12.28 Uhr Die Tauben warten so geduldig auf einer Stange vor dem Dachgeschossfenster, als wüssten sie, dass es einen Brot-Nachschlag gibt. Und tatsächlich: Eine Stunde nach der ersten Fütterung öffnet sich die Fensterluke und der Mann wirft erneut Brot hinaus. Einige Stücke landen auf dem Hof zwischen zwei Frauen, die sich kurz vor Beginn des Freitagsgebets am Eingang zur Moschee postiert haben und den Gläubigen Pappbecher entgegenhalten. Die ältere Frau trägt Kopftuch, die jüngere gelbe Haare. „Da, wo die Frauen jetzt stehen, stand bei Festen früher der Imam und hat vorgebetet", sagt der 76-jährige Yasar. „Der ganze Hof war voller Menschen. Es gab ja nirgends sonst eine Moschee."
12.39 Uhr Die Männer kommen aus der Moschee. Sie ziehen ihre Schuhe an, viele eilen davon. Unter den Männern sind viele Studenten. Ein Alter fühlt sich von der Reporterin gestört. Frauen hätten hier nichts zu suchen. Er fordert sie auf, zu gehen.

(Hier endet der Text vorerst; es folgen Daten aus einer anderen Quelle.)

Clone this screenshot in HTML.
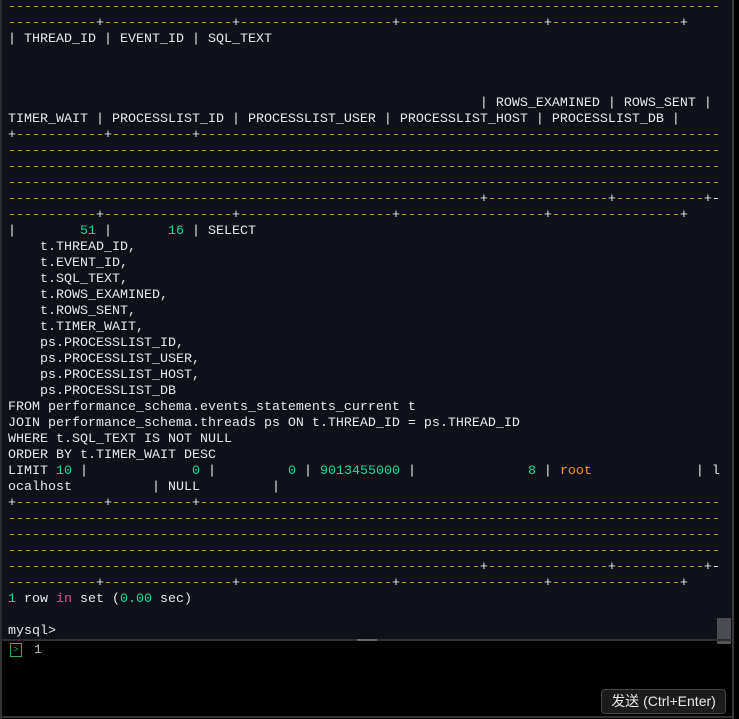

Die Jungen bestärken sie, zu bleiben.
12.43 Uhr Aslim Levent sagt: „Ich bin eigentlich Atheist." In die Moschee komme er seit dem 27. Januar 2014, um seinen an diesem Tag gestorbenen Vater zu ehren. Früher habe er mit Hinterhofmoscheen zwielichtige Gestalten verbunden. „Hier ist es ganz anders."
13 Uhr „My Name is Abdul", stellt sich ein Mann mit buntem Pulli vor. Der 28-Jährige aus Bangladesch wohnt gegenüber - die Kyffhäuser Straße 26 dient als Flüchtlingsunterkunft. Der Glaube, sagt Abdul, „gibt mir Kraft".
13.13 Uhr Abdullah (40) und Ali (33) erinnern sich: „Wir haben hier Fußball gespielt und sind auf die Garagen geklettert", sagt Abdullah. „Die Moschee war der erste Hoffnungsschimmer für Muslime in Köln" sagt Ali. „Endlich konnten wir außerhalb der eigenen Wohnung beten." Eigentlich, sagt Abdullah, müsste das Gebäude unter Denkmalschutz gestellt werden. „Die erste Moschee Deutschlands ist doch ein Stück Kultur. Oder nicht?"
13.15 Uhr Mit den letzten Muslimen verlassen auch die Bettlerinnen den Hof. Ihre Becher sind gut gefüllt. Im Koran heißt es, ähnlich wie in der Bibel: Gebt euer Habe den Bedürftigen.